Canadian activewear Gildan's board rejects shareholder calls to reinstate CEO
By Savyata Mishra
(Reuters) -Canadian apparel maker Gildan Activewear's board on Wednesday backed its decision to remove Glenn Chamandy from the CEO role, after some big shareholders called for his return.
Eight investors, including hedge fund managers Browning West and Oakcliff Capital, have sent letters to the company's board expressing concerns over the leadership change as well as its invitation to a shareholder to join the board on certain conditions.
Browning West, in a letter earlier in the day, said it was prepared to reconstitute the board through a special shareholders meeting if Gildan continues to ignore the feedback of more than 33% of shareholders.
The board asked Chamandy to leave the company he co-founded on Dec. 11, without giving a specific reason. In its response to shareholder demands on Wednesday, Gildan's board cited his inability to find additional avenues of long-term organic growth.
The board also said it was "disappointed in Chamandy's attempts to inflict the maximum amount of disruption to Gildan's business in order to remain as CEO" and pointed to his October proposal "to pursue high-risk and highly dilutive multibillion-dollar acquisitions".
Chamandy, who was replaced by Vince Tyra last week, said in a statement on Monday that he had given "no ultimatum to Gildan's board with respect to any strategy or potential acquisitions".
Chamandy could not be reached for further comment.
It is a rare public spat in Canada between board and shareholders over a sudden ouster of a CEO.
Canadian asset manager Jarislowsky Fraser, with a little over 7% stake in Gildan, reiterated its stance against the board's decision, adding that Chamandy remained best positioned to lead the company.
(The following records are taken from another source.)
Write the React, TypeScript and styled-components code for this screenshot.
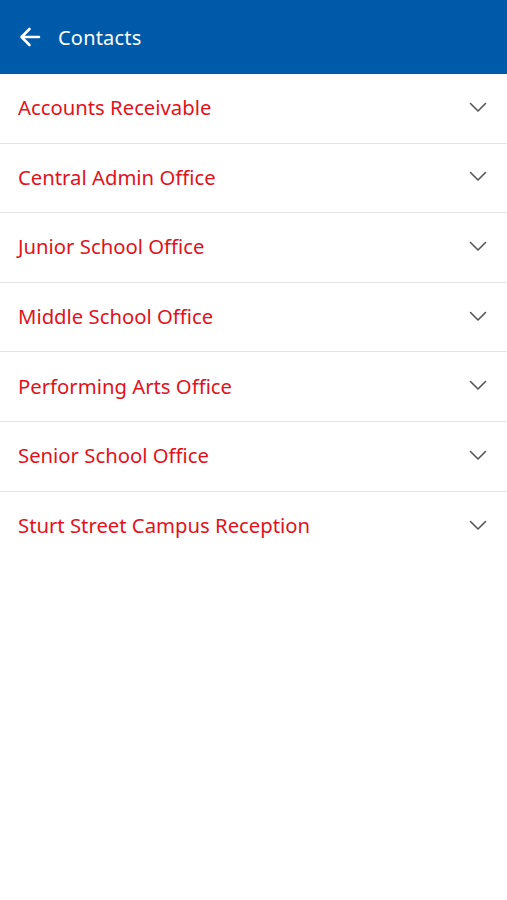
import React from "react";
import styled, { createGlobalStyle } from "styled-components";

const Global = createGlobalStyle`
  html, body { margin: 0; padding: 0; background: #ffffff; }
  body { font-family: "Noto Sans", "Open Sans", sans-serif; }
`;

const Page = styled.div`
  width: 507px;
  min-height: 900px;
  background: #ffffff;
`;

const Header = styled.header`
  height: 74px;
  background: #005aaa;
  display: flex;
  align-items: center;
  padding-left: 18px;
  gap: 16px;
  box-sizing: border-box;
`;

const Title = styled.h1`
  margin: 0;
  color: #ffffff;
  font-size: 20px;
  font-weight: 400;
  letter-spacing: 0.2px;
`;

const List = styled.ul`
  list-style: none;
  margin: 0;
  padding: 0;
`;

const Row = styled.li<{ $last?: boolean }>`
  height: 69.6px;
  display: flex;
  align-items: center;
  justify-content: space-between;
  padding: 0 20px 2px 18px;
  border-bottom: ${(p) => (p.$last ? "none" : "1.5px solid #e4e4e4")};
  box-sizing: border-box;
`;

const Label = styled.span`
  color: #e2111b;
  font-size: 20.3px;
  font-weight: 400;
`;

const BackIcon = () => (
  <svg width="24" height="24" viewBox="0 0 24 24" fill="none" stroke="#fff" strokeWidth="2.6" strokeLinecap="round" strokeLinejoin="round">
    <path d="M21 12H3.5M11.5 4L3.5 12l8 8" />
  </svg>
);

const Chevron = () => (
  <svg width="18" height="11" viewBox="0 0 18 11" fill="none" stroke="#555" strokeWidth="1.6" strokeLinecap="round" strokeLinejoin="round">
    <path d="M1.5 1.5L9 9l7.5-7.5" />
  </svg>
);

const items = [
  "Accounts Receivable",
  "Central Admin Office",
  "Junior School Office",
  "Middle School Office",
  "Performing Arts Office",
  "Senior School Office",
  "Sturt Street Campus Reception",
];

export default function App() {
  return (
    <Page>
      <Global />
      <Header>
        <BackIcon />
        <Title>Contacts</Title>
      </Header>
      <List>
        {items.map((t, i) => (
          <Row key={t} $last={i === items.length - 1}>
            <Label>{t}</Label>
            <Chevron />
          </Row>
        ))}
      </List>
    </Page>
  );
}
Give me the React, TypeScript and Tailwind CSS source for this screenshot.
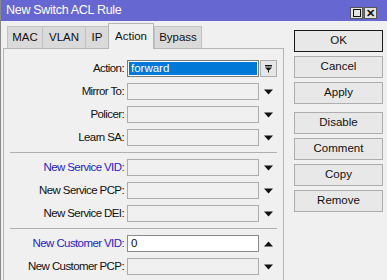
import React from "react";

const fields = [
  { label: "Action:", kind: "selected", value: "forward" },
  { label: "Mirror To:" },
  { label: "Policer:" },
  { label: "Learn SA:" },
  { sep: true },
  { label: "New Service VID:", blue: true },
  { label: "New Service PCP:" },
  { label: "New Service DEI:" },
  { sep: true },
  { label: "New Customer VID:", blue: true, kind: "white", value: "0", up: true },
  { label: "New Customer PCP:" },
];

const tabs = [
  { name: "MAC", w: "w-[36px]" },
  { name: "VLAN", w: "w-[44px]" },
  { name: "IP", w: "w-[24px]" },
  { name: "Action", w: "w-[46px]", active: true },
  { name: "Bypass", w: "w-[48px]" },
];

function DownArrow() {
  return (
    <svg width="9" height="6" viewBox="0 0 9 6">
      <path d="M0 0.5 H9 L4.5 5.5 Z" fill="#111" />
    </svg>
  );
}

function UpArrow() {
  return (
    <svg width="9" height="6" viewBox="0 0 9 6">
      <path d="M0 5.5 H9 L4.5 0.5 Z" fill="#111" />
    </svg>
  );
}

function ComboButton() {
  return (
    <div className="flex h-[17px] w-[17px] items-center justify-center border border-[#adadad] bg-[#e6e6e6]">
      <svg width="9" height="9" viewBox="0 0 9 9">
        <rect x="1" y="1" width="7" height="1.4" fill="#111" />
        <path d="M1 3.5 H8 L4.5 7 Z" fill="#111" />
        <rect x="4" y="6.5" width="1" height="2" fill="#111" />
      </svg>
    </div>
  );
}

export default function App() {
  return (
    <div className="h-[280px] w-[387px] overflow-hidden border-l border-[#8a8a8a] bg-[#f0f0f0] text-[11.5px] text-[#111] [font-family:'Liberation_Sans',Arial,sans-serif]">
      <div className="flex h-[21px] items-center justify-between bg-[#6767d2] pl-[5px] pr-[10px]">
        <span className="text-[12.5px] tracking-[-0.3px] text-white">New Switch ACL Rule</span>
        <div className="flex gap-[1px] pt-[5px]">
          <div className="flex h-[12px] w-[13px] items-center justify-center border border-[#555] bg-[#e4e4e4]">
            <div className="h-[8px] w-[8px] border border-[#111]" />
          </div>
          <div className="flex h-[12px] w-[13px] items-center justify-center border border-[#555] bg-[#e4e4e4] text-[11px] font-bold leading-none">
            ✕
          </div>
        </div>
      </div>

      <div className="flex">
        <div className="ml-[2px] w-[281px]">
          <div className="flex h-[27px] items-end pl-[4px]">
            {tabs.map((t) =>
              t.active ? (
                <div key={t.name} className={`relative z-10 -mb-px flex h-[26px] items-start justify-center border border-b-0 border-[#b5b5b5] bg-[#f0f0f0] pt-[4px] ${t.w}`}>
                  {t.name}
                </div>
              ) : (
                <div key={t.name} className={`-mr-px flex h-[22px] items-center justify-center border border-b-0 border-[#c2c2c2] bg-[#dadada] ${t.w}`}>
                  {t.name}
                </div>
              )
            )}
          </div>
          <div className="flex h-[240px] flex-col gap-[6px] border border-[#b5b5b5] pt-[11px]">
            {fields.map((f, i) =>
              f.sep ? (
                <div key={i} className="mx-[6px] h-px bg-[#b0b0b0]" />
              ) : (
                <div key={i} className="flex h-[17px] items-center">
                  <div className={`w-[120px] text-right tracking-[-0.6px] ${f.blue ? "text-[#2424c8]" : ""}`}>{f.label}</div>
                  {f.kind === "selected" ? (
                    <div className="ml-[3px] h-[17px] w-[132px] border border-[#7a7a7a] bg-white p-px">
                      <div className="h-full bg-[#0078d7] pl-[2px] leading-[13px] text-white">{f.value}</div>
                    </div>
                  ) : f.kind === "white" ? (
                    <div className="ml-[3px] h-[17px] w-[132px] border border-[#8a8a8a] bg-white pl-[3px] leading-[15px]">{f.value}</div>
                  ) : (
                    <div className="ml-[3px] h-[17px] w-[132px] border border-[#adadad] bg-[#f0f0f0]" />
                  )}
                  <div className="flex w-[19px] items-center justify-center">
                    {f.kind === "selected" ? <ComboButton /> : f.up ? <UpArrow /> : <DownArrow />}
                  </div>
                </div>
              )
            )}
          </div>
        </div>

        <div className="ml-[10px] flex w-[89px] flex-col gap-[4px] pt-[9px]">
          <button className="h-[22px] border border-[#1a1a1a] bg-[#e8e8e8]">OK</button>
          <button className="h-[22px] border border-[#adadad] bg-[#e8e8e8]">Cancel</button>
          <button className="h-[22px] border border-[#adadad] bg-[#e8e8e8]">Apply</button>
          <button className="mt-[4px] h-[22px] border border-[#adadad] bg-[#e8e8e8]">Disable</button>
          <button className="h-[22px] border border-[#adadad] bg-[#e8e8e8]">Comment</button>
          <button className="h-[22px] border border-[#adadad] bg-[#e8e8e8]">Copy</button>
          <button className="h-[22px] border border-[#adadad] bg-[#e8e8e8]">Remove</button>
        </div>
      </div>
    </div>
  );
}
Shareholders Pzena Investment Management and Oakcliff Capital did not immediately respond to requests for comment.
Earlier this week, Gildan offered a board seat to Chris Shackelton, a co-founder of Coliseum Capital Management, which is one of its top shareholders, in return for its support to the company's slate of board nominees at each of its annual shareholder meetings in 2024 and 2025.